Tuesday, August 8, 2023

Muddy Waters

     There's Muddy Waters (the great Chicago bluesman) and then there's muddy waters (murky streams and ponds). A recent paddle on the Poultney River immersed me in the lower case variety. Since then clarity/turbidity have been on my mind (we'll skip the clarity/turbidity of my thought processes for now).

On the border
The bow of the canoe is on the stateline, NY left and Vermont right
Looking downstream at East Bay Road bridge


     Holly, Tom and I launched our boats on the Vermont end of the East Bay Road bridge and headed upstream. The southern end of Lake Champlain reminds me of a hydra with its tentacles (the tributaries) coalescing to form the body of the lake. There's Wood Creek, the Mettawee, the Poultney and South Bay (feed by Pike Brook and South Bay Creek ) as well as numerous other small streams. On most maps the Poultney becomes East Bay somewhere below Carvers Falls. But it still feels more like a river and as we shall soon see there may be an interesting reason for that.


In this illustration by Libby Davidson the Poultney, the Mettawee and South Bay join to form the southern reach of Lake Champlain

     About those muddy waters, the simple explanation lies in post-glacial history. Large meltwater lakes once occupied what is now the Hudson-Champlain lowlands. As the glaciers receded turbid streams carried vast amounts of sediment into those lakes with the finest of these sediments, the clays and silts, drifting towards the low centers.


On this soil map areas labeled 5 and 14 are lake deposits with high clay content


     Today, over 10,000 years later, most of the high elevation streams and ponds are clear with a light load in suspension. But lower sections of Fort Edward, Fort Ann, Kingsbury and Whitehall have the heavy soils that cloud the water.


The clear, dark waters of Pike Brook flow from the Adirondack uplands into low, milky South Bay
(Google Earth web image)

     Timothy Dwight who traveled the Northeast extensively in the early 1800's was not pleased with this area. Of the route from Granville to Sandy Hill Dwight wrote, "...the few streams were a succession of puddles, lying in a loathsome bed of clay between steep, ragged banks, and of the color of dirty suds...A person accustomed only to the limpid streams of New England can form no conception of the disagreeableness of this fact."

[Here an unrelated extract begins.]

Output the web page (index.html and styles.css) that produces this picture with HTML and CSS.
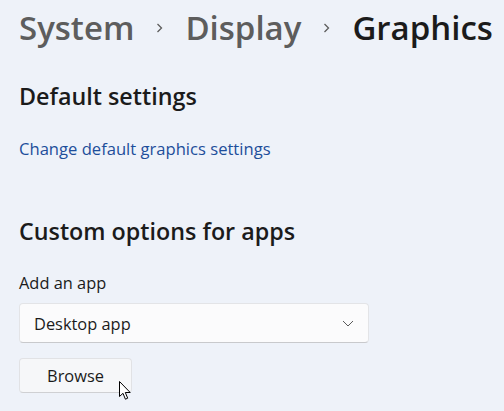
FILE: index.html
```html
<!DOCTYPE html>
<html lang="en">
<head>
<meta charset="utf-8">
<link rel="stylesheet" href="styles.css">
</head>
<body>
<main class="page">
  <h1 class="crumbs">
    <span class="crumb">System</span>
    <svg class="sep" width="7" height="10" viewBox="0 0 7 10"><polyline points="1.5,1 5.5,5 1.5,9" fill="none" stroke="#5d5d5d" stroke-width="1.3"/></svg>
    <span class="crumb">Display</span>
    <svg class="sep" width="7" height="10" viewBox="0 0 7 10"><polyline points="1.5,1 5.5,5 1.5,9" fill="none" stroke="#5d5d5d" stroke-width="1.3"/></svg>
    <span class="crumb current">Graphics</span>
  </h1>

  <section class="group">
    <h2 class="subtitle">Default settings</h2>
    <a class="link" href="#">Change default graphics settings</a>
  </section>

  <section class="group custom">
    <h2 class="subtitle">Custom options for apps</h2>
    <label class="label">Add an app</label>
    <div class="select">
      <span class="select-text">Desktop app</span>
      <svg class="chev" width="12" height="7" viewBox="0 0 12 7"><polyline points="1,1 6,6 11,1" fill="none" stroke="#5a5a5a" stroke-width="1"/></svg>
    </div>
    <div class="btn-wrap">
      <button class="btn">Browse</button>
      <svg class="cursor" width="13" height="20" viewBox="0 0 13 20"><path d="M0.5 0.5 L0.5 15.5 L4 12.3 L6.4 18.2 L8.7 17.2 L6.3 11.5 L11.2 11.5 Z" fill="#fff" stroke="#000" stroke-width="1" stroke-linejoin="round"/></svg>
    </div>
  </section>
</main>
</body>
</html>
```

FILE: styles.css
```css
html, body {
  margin: 0;
  padding: 0;
}
body {
  background: #eef2f9;
  font-family: "Open Sans", "Noto Sans", sans-serif;
  color: #1b1b1b;
  width: 504px;
  height: 411px;
  overflow: hidden;
}
.page {
  padding: 8px 0 0 19px;
}
.crumbs {
  display: flex;
  align-items: center;
  gap: 22px;
  margin: 0;
  font-size: 33px;
  font-weight: 600;
  line-height: 40px;
  white-space: nowrap;
}
.crumb {
  color: #5d5d5d;
}
.crumb.current {
  color: #1b1b1b;
}
.sep {
  flex: none;
}
.group {
  display: flex;
  flex-direction: column;
  align-items: flex-start;
}
.subtitle {
  margin: 33px 0 0;
  font-size: 23.3px;
  font-weight: 600;
  line-height: 30px;
  color: #1b1b1b;
}
.link {
  margin-top: 27px;
  font-size: 16.6px;
  line-height: 22px;
  color: #1d4e9b;
  text-decoration: none;
}
.custom .subtitle {
  margin-top: 56px;
}
.label {
  margin-top: 26px;
  font-size: 16.4px;
  line-height: 22px;
  color: #1b1b1b;
}
.select {
  margin-top: 9px;
  box-sizing: border-box;
  width: 350px;
  height: 40px;
  display: flex;
  align-items: center;
  justify-content: space-between;
  padding: 0 14px 0 14px;
  background: #fbfbfc;
  border: 1px solid #e3e4e7;
  border-bottom-color: #c8c9cc;
  border-radius: 4px;
}
.select-text {
  font-size: 16.4px;
  color: #1b1b1b;
}
.btn-wrap {
  position: relative;
  margin-top: 15px;
}
.btn {
  box-sizing: border-box;
  width: 113px;
  height: 35px;
  font-family: inherit;
  font-size: 16.4px;
  color: #1b1b1b;
  background: #f6f7f9;
  border: 1px solid #e1e2e5;
  border-bottom-color: #cfd0d3;
  border-radius: 4px;
  padding: 0;
}
.cursor {
  position: absolute;
  left: 100px;
  top: 23px;
}
```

     Fortunately, we didn't let Dwights's bad attitude cloud our enjoyment of the Poultney. Yes, the water was "the color of dirty suds" but the banks were lined with a profusion of wildflowers, eagles soared overhead and the limestone cliffs of Warner Hill were striking. We weren't into marathons, instead going just a few lazy miles upstream before turning back. The ambitious with time on their hands might be able to go all the way to Carvers Falls.



Lila dog scouts the way in the green 'pack' canoe with Holly in the kayak and the cliffs of Warner Hill beyond

     Below the falls at Carvers the lower river was at one time more of a deep water bay.  According to research by Paul Marangelo of the Nature Conservancy this changed dramatically in 1783 when the Poultney broke thru a ridge, changing its course and washing a huge amount of sediments downstream. There was so much material deposited that it turned a bay navigable by schooners into a shallow stream just barely passable by canoe.

Scene of the crime: the Poultney River with Rt. 11 bridge bottom right and Carvers Falls at top
(Google Earth web image)


     The site of this event is in the stretch downstream from the present day Rt. 11 bridge into Vermont. It is on private property and only accessible by canoe. I've never paddled here so can't give any advice. I have seen guidebooks that claim you can run the river from Poultney Village on down but expect ledges, rapids, strainers and other challenges. Obviously not for everyone. There is good access at Carvers Falls but you would be paddling upstream from there and I'm not sure if that's possible. If anyone does this part of the river I'ld love to hear about it.
 
Poultney River below Rt. 11 bridge

Poultney River above Carvers Falls


     In Feel like going Home Waters sings "Brooks run into the ocean, man, that ole ocean ran into the sea". I like paddling them brooks, even the muddy ones 'the color of dirty suds'.